Tuesday, October 7, 2008

Be Evil, & Save Audio Sweetening Till The End

Here's a little evil tip: Save your audio sweetening for the end. Why? Well, have you ever had a client who keeps monkeying with the project making irrelevant changes and basically just toying with the edits for no real rhyme or reason?

What I do is save the audio sweetening and music levels until the very end. After seeing so many versions with poor audio, then suddenly seeing a version with music levels up, audio panned correctly (usually just centered if someone decides it's a good idea to have offset audio channel levels when audio was recorded to "save" the peaks...grrr) the client will think some miracle just happened and often they'll love the version. Evil yes, but so is making dozens of meaningless tweaks over a week.

3 comments:

Tim said...

You don't like offset audio channel levels? My Video director swears by this process...and I have to admit it has saved us numerous times by avoiding digital distortion.
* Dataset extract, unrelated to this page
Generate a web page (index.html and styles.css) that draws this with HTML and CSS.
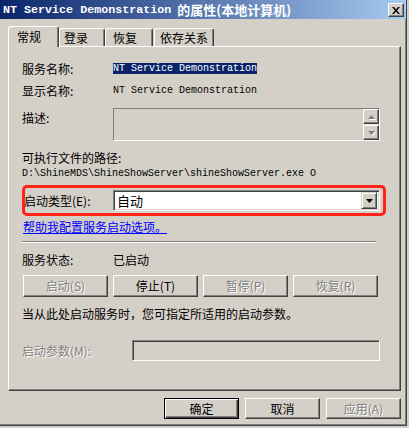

What would you do instead?

Walker Ferox said...

Depends on the situation really. If we can rehearse the sound person will adjust the audio levels so it doesn't peak.

If it's run-n-gun shooting most sound people I've worked with keep the audio a bit low to prevent peaking. You can end up with a bit of hiss later but its' not too difficult to remove it if needed.

The best is when the sound person has a peak limiter on their recorder which prevents audio from peaking to begin with (although with a slight loss in quality).

A lot of the stuff I do plays in theaters and/or on some high-end audio systems and the difference in the quality of offset-recording, once you bring the levels up equally -so there's no spacial lean- is usually apparent.

Overall my pref is to keep input levels low and boost slightly later in editing.

Walker Ferox said...

Forgot to mention that they are sometimes called "Input Limiters" on something like a Field Mixer the sound guy (or girl) will have.